I wrote "Motorcycling Stories - Adventure Touring from the Northwest Territories to the Yucatan Peninsula" in 2001. The book has 272 pages and contains the 13 adventure touring stories listed below. The more than 700 photos that I took while on these trips are in this blog (See the index in the right-hand column under the title, Labels.)
Alaska 1 - My Rookie Tour
Alaska 1 - My Rookie Tour
Alaska 2 - The Tough One
Alaska 3 - A Fast One
Shakedown for the North Slope
Back Roads, USA
Copper Canyon with a Gold Wing
A Return to Newfoundland
Alaska 4 - Saga of the Ailing BMWs
Alaska 5 – The Canol Road
Visiting Mayan Ruins
Alaska 6 - The Three Musketeers
Goose Bay on a Lightweight
Alaska 7 - Robyn’s Graduation
The thirteen stories of my "Motorcycling Stories" book listed above begin in 1977. The first excerpt from the book, shown below, is from the first chapter entitled, “Alaska 1 – My Rookie Tour” and refers to a portion of my 11th day on the road.

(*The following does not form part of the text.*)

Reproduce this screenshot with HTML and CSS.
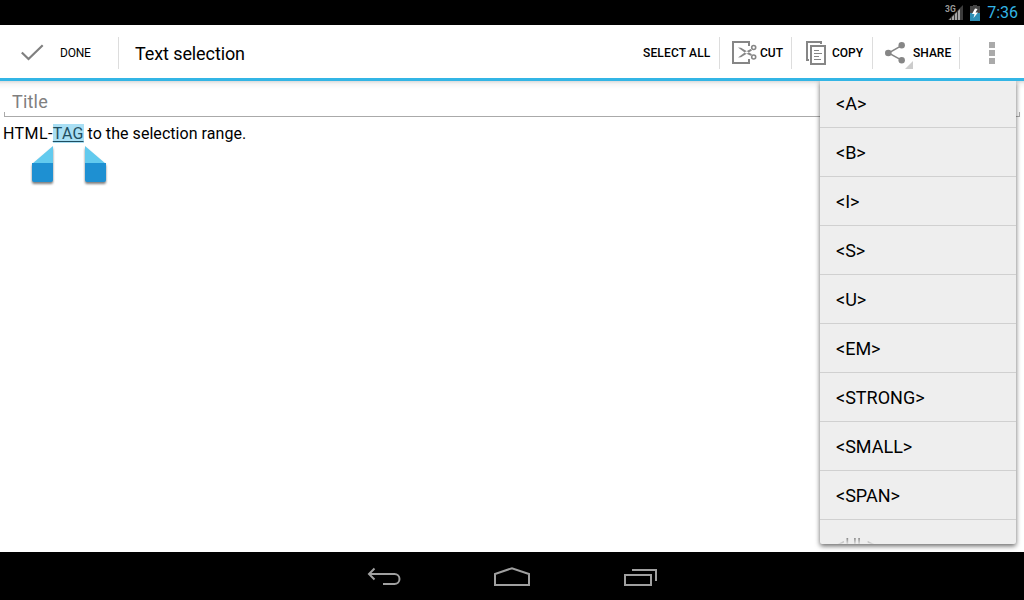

“What a spectacular ride it turned out to be and what a beautiful day! The Cassiar Highway that morning was a dirt rider's dream. The first hundred miles to Stewart Junction was the most enjoyable part of my trip by far. Spring rains had given the ground just the right amount of moisture to hold the dust down and make the tires stick. The forty miles of construction I went through was a blast! I had a great time dodging bulldozers, graders, and surprised construction workers. I rode as if I were in an enduro heading for a checkpoint, and trying to stay “within my minute.” It reminded me of the Corduroy Enduro in Ontario, and I thought about Bud Peck again. He really would have enjoyed this part of the trip. I probably wore a broad grin from the time I left Kitwanga until I rolled across the long single-lane wooden bridge over the Nass River into Stewart Junction.
On one curve I suddenly faced the massive grill and heavy steel fenders of a logging truck that spanned the entire road from ditch to ditch. He came at me at about 40 miles per hour with no apparent intention of yielding even an inch of the narrow roadway to a motorcycle. I was coming at him at approximately the same speed. My reflexes helped me to veer into the right-hand ditch as I simultaneously locked both brakes. I managed to stay upright and came to a bumpy stop in the ditch. The truck was out of sight in a few seconds and I wondered if he ever knew what happened to me, or if he cared. I remembered seeing a sign several miles back about the logging company having control of a large tract of land in that area and it said that I was on their land. I climbed out of the ditch and continued on my way, keeping a sharp eye for another one.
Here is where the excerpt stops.